EXERCISE GOAL: Reply with one number only: the count of lines below that contain the word "React".

DATA LINES:
==========

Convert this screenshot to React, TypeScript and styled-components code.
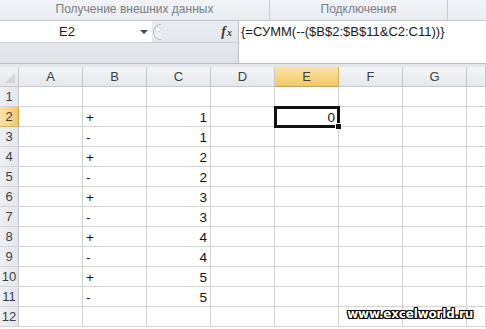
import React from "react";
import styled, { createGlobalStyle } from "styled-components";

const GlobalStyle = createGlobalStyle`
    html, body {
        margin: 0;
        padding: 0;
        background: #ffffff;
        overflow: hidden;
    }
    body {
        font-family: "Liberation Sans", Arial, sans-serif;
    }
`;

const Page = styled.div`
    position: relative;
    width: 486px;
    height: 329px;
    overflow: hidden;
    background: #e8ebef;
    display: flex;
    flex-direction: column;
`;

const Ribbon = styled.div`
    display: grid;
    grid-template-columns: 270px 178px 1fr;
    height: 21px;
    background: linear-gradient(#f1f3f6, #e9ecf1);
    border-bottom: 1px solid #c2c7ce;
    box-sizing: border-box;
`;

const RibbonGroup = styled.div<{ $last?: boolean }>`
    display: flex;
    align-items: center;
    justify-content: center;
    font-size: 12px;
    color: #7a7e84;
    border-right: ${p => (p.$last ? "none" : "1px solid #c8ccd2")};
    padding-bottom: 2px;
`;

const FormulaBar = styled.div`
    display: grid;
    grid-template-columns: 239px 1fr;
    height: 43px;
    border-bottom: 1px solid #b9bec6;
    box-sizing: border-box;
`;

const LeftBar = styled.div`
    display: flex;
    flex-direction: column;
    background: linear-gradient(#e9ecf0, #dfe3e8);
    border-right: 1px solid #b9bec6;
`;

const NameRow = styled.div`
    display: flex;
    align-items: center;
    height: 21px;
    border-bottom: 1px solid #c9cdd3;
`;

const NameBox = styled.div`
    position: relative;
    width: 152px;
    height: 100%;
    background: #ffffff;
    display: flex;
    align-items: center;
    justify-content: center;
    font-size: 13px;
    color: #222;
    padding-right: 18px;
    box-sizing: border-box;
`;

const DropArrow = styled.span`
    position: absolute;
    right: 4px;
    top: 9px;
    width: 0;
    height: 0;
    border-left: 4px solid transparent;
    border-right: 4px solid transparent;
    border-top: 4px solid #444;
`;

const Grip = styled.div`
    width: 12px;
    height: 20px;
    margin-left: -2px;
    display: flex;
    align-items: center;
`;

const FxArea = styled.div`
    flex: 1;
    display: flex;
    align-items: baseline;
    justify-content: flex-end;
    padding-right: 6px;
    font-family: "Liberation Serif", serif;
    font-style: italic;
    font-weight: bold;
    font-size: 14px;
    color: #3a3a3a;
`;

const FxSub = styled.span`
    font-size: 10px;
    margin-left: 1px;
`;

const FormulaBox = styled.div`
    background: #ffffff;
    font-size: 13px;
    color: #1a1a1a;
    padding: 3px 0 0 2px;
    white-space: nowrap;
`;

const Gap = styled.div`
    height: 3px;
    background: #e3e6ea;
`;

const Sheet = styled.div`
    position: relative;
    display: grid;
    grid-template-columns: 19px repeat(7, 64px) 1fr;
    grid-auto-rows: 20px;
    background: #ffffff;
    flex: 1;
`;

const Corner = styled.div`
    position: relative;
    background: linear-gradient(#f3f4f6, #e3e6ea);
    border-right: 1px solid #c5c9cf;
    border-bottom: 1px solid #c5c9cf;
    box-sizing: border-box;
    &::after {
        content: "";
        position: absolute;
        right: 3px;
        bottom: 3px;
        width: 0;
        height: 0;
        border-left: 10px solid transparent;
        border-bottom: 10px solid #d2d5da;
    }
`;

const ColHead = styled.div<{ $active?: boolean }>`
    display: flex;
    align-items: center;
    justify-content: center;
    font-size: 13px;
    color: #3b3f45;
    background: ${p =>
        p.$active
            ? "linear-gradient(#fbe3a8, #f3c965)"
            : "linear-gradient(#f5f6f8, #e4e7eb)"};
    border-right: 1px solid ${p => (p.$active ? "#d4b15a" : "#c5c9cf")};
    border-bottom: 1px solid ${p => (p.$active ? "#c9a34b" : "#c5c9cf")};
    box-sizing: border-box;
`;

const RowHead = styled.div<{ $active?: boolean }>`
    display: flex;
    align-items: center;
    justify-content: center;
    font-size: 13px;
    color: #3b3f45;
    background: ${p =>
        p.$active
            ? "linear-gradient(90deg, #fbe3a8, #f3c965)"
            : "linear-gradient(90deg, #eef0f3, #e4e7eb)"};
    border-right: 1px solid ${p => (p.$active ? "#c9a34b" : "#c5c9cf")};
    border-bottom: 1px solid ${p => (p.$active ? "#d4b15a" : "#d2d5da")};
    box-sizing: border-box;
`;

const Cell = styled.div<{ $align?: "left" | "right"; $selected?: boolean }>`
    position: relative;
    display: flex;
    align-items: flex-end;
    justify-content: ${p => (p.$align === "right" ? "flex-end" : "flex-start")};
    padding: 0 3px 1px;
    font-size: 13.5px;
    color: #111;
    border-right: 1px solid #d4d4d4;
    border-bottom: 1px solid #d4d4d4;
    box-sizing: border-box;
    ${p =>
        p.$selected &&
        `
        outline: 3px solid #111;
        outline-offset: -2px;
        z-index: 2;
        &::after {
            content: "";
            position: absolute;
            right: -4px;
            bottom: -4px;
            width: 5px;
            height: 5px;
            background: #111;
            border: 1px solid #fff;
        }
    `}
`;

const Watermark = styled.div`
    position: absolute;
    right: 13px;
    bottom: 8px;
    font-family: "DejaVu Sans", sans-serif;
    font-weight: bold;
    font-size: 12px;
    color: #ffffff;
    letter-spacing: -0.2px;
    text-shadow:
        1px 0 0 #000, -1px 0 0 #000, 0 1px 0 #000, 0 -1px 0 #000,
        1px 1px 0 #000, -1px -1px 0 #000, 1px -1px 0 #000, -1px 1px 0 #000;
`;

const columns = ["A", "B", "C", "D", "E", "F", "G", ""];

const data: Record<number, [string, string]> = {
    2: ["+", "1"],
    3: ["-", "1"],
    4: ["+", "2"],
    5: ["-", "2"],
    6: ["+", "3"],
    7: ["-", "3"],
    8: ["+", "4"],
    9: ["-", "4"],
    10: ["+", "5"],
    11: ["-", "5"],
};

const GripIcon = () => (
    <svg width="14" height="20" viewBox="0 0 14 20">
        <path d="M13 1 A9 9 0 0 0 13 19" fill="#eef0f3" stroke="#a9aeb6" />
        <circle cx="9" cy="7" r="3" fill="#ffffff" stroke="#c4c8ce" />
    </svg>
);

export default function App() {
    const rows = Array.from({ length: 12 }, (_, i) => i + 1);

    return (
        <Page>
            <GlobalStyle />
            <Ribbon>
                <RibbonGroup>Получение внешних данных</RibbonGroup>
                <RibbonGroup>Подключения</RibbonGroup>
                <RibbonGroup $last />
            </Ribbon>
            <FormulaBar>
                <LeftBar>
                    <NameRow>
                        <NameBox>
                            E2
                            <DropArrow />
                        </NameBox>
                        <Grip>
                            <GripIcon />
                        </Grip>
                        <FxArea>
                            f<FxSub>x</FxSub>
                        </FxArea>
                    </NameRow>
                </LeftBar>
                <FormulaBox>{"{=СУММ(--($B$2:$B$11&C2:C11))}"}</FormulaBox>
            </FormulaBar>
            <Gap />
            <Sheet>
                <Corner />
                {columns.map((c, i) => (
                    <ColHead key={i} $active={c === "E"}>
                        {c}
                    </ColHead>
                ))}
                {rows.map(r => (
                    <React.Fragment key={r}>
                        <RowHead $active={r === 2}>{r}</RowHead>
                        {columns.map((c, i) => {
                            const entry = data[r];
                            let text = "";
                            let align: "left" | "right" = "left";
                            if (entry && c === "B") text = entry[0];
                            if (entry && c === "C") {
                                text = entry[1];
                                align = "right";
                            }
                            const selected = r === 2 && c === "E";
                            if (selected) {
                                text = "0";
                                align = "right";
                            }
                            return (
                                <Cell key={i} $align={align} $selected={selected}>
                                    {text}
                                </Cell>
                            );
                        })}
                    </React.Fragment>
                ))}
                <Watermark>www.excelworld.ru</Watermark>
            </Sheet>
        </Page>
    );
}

==========

RESPONSE TO THIS EXERCISE: 4